| SHORT EXERCISE |
Render the material again word for word, skipping the pictures in it.

| DATASET CONTENT |
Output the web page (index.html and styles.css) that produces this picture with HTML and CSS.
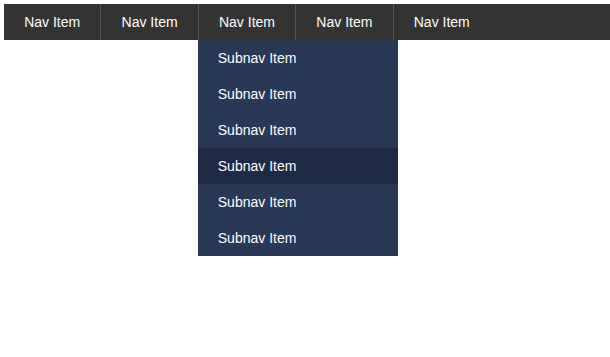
FILE: index.html
```html
<!DOCTYPE html>
<html lang="en">

<head>
  <meta charset="UTF-8">
  <meta name="viewport" content="width=device-width, initial-scale=1.0">
  <title>Dropdown Nav</title>
  <link rel="stylesheet" href="styles.css">
</head>

<body>
  <nav class="nav">
    <div class="nav-item"><a class="nav-link" href="#">Nav Item</a></div>
    <div class="nav-item"><a class="nav-link" href="#">Nav Item</a></div>
    <div class="nav-item">
      <a class="nav-link" href="#">Nav Item</a>
      <div class="dropdown">
        <a class="dropdown-link" href="#">Subnav Item</a>
        <a class="dropdown-link" href="#">Subnav Item</a>
        <a class="dropdown-link" href="#">Subnav Item</a>
        <a class="dropdown-link active" href="#">Subnav Item</a>
        <a class="dropdown-link" href="#">Subnav Item</a>
        <a class="dropdown-link" href="#">Subnav Item</a>
      </div>
    </div>
    <div class="nav-item"><a class="nav-link" href="#">Nav Item</a></div>
    <div class="nav-item"><a class="nav-link" href="#">Nav Item</a></div>
  </nav>
</body>

</html>
```

FILE: styles.css
```css
/* Base styles */
html {
  height: 100%;
}

body {
  font-family: "Liberation Sans", Arial, sans-serif;
  margin: 4px 0 0 4px;
  min-height: calc(100% - 4px);
  font-size: 14px;
}

a {
  color: #fff;
  text-decoration: none;
}

.nav {
  display: flex;
  background: #333;
  height: 36px;
}

.nav-item {
  position: relative;
}

.nav-item + .nav-item {
  border-left: 1px solid #555;
}

.nav-link {
  display: block;
  line-height: 36px;
  padding: 0 20.2px;
}

/* Dropdown, shown open */
.dropdown {
  position: absolute;
  top: 36px;
  left: -1px;
  z-index: 10;
  width: 200px;
  background: #283855;
}

.dropdown-link {
  display: block;
  height: 36px;
  line-height: 36px;
  padding: 0 20px;
}

.dropdown-link.active,
.dropdown-link:hover {
  background: #1f2b44;
}
```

| SOLUTION |
Output the web page (index.html and styles.css) that produces this picture with HTML and CSS.
FILE: index.html
```html
<!DOCTYPE html>
<html lang="en">

<head>
  <meta charset="UTF-8">
  <meta name="viewport" content="width=device-width, initial-scale=1.0">
  <title>Dropdown Nav</title>
  <link rel="stylesheet" href="styles.css">
</head>

<body>
  <nav class="nav">
    <div class="nav-item"><a class="nav-link" href="#">Nav Item</a></div>
    <div class="nav-item"><a class="nav-link" href="#">Nav Item</a></div>
    <div class="nav-item">
      <a class="nav-link" href="#">Nav Item</a>
      <div class="dropdown">
        <a class="dropdown-link" href="#">Subnav Item</a>
        <a class="dropdown-link" href="#">Subnav Item</a>
        <a class="dropdown-link" href="#">Subnav Item</a>
        <a class="dropdown-link active" href="#">Subnav Item</a>
        <a class="dropdown-link" href="#">Subnav Item</a>
        <a class="dropdown-link" href="#">Subnav Item</a>
      </div>
    </div>
    <div class="nav-item"><a class="nav-link" href="#">Nav Item</a></div>
    <div class="nav-item"><a class="nav-link" href="#">Nav Item</a></div>
  </nav>
</body>

</html>
```

FILE: styles.css
```css
/* Base styles */
html {
  height: 100%;
}

body {
  font-family: "Liberation Sans", Arial, sans-serif;
  margin: 4px 0 0 4px;
  min-height: calc(100% - 4px);
  font-size: 14px;
}

a {
  color: #fff;
  text-decoration: none;
}

.nav {
  display: flex;
  background: #333;
  height: 36px;
}

.nav-item {
  position: relative;
}

.nav-item + .nav-item {
  border-left: 1px solid #555;
}

.nav-link {
  display: block;
  line-height: 36px;
  padding: 0 20.2px;
}

/* Dropdown, shown open */
.dropdown {
  position: absolute;
  top: 36px;
  left: -1px;
  z-index: 10;
  width: 200px;
  background: #283855;
}

.dropdown-link {
  display: block;
  height: 36px;
  line-height: 36px;
  padding: 0 20px;
}

.dropdown-link.active,
.dropdown-link:hover {
  background: #1f2b44;
}
```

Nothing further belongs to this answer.